More than 5000 entries on the history, culture and life of Britain (published in 1993 by Macmillan, now out of print)
J. Arthur Rank

(1882–1972, baron 1957)
Entrepreneur responsible for two very different enterprises, each of which has developed into one of Britain's largest companies. He was son of a Yorkshire flour miller, Joseph Rank, who began the family business in a rented windmill in Hull in 1875. The firm was already large by the time Arthur Rank succeeded his elder brother as chairman in 1952; but Rank built it up enormously (in his own seventies and eighties), and acquired in 1962 two other long-established flour companies. The result is the present Ranks Hovis McDougall.
 






The more famous side of Rank's life came about almost accidentally. He was a devout Methodist, and in 1933 he founded the Religious Film Society to spread the gospel on celluloid. The society's first film won a prize (The Turn of the Tide 1935) but Rank found it impossible to get distribution; his response was to buy a West End cinema to show it in.
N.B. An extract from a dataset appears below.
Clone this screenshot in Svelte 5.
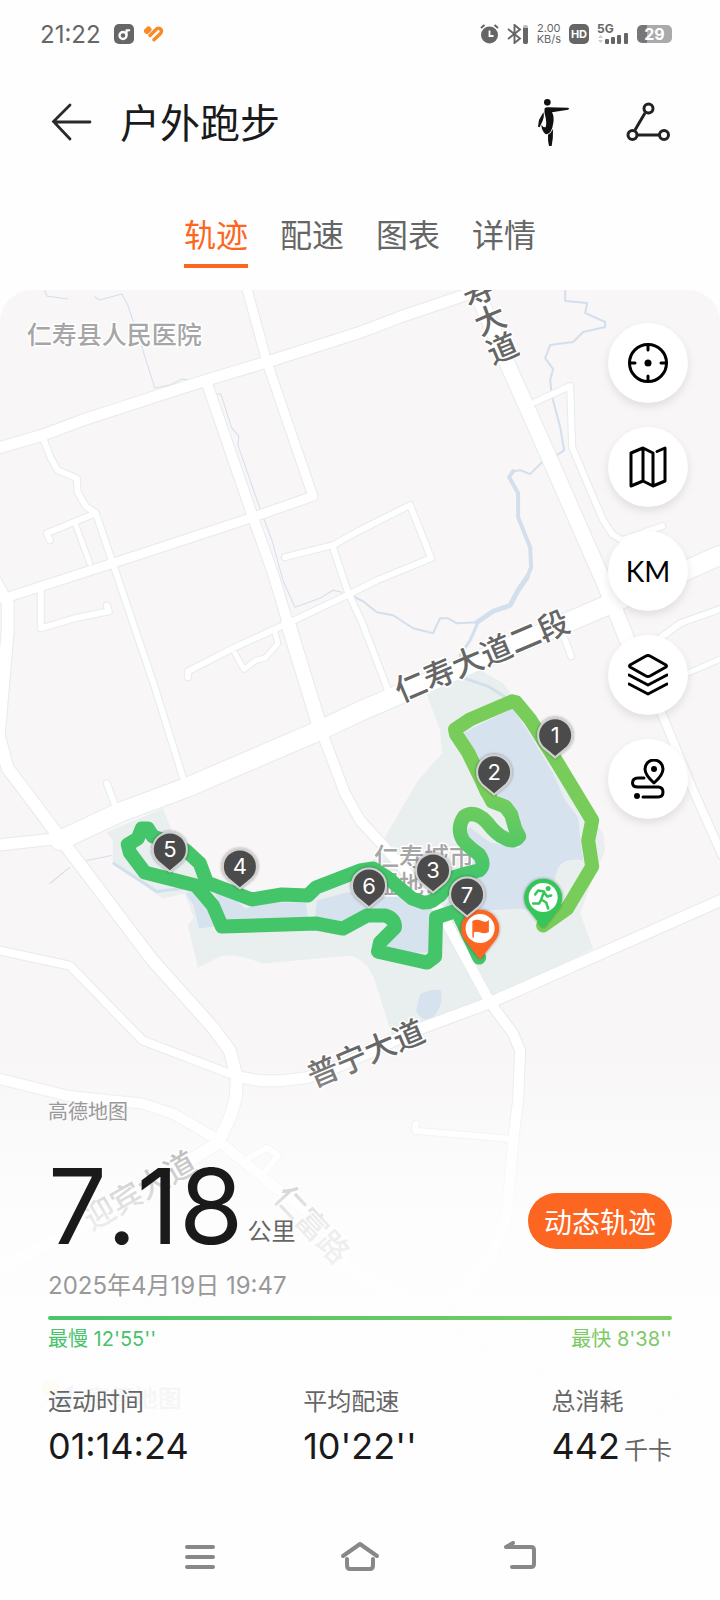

Irritated that American films dominated British screens, he joined the board of a new film production company, British National, and became one of the founders in 1935 of Pinewood Studios, about 27km/17m northwest of London (intended as Britain's answer to Hollywood, it is still in use today).
 






In 1941 Rank acquired control of the Odeon Theatre group and of the Gaumont-British Picture Corporation. In the decades since then the majority of Britain's cinemas have been called either Odeon or Gaumont, though the Gaumonts have been phased out in recent years.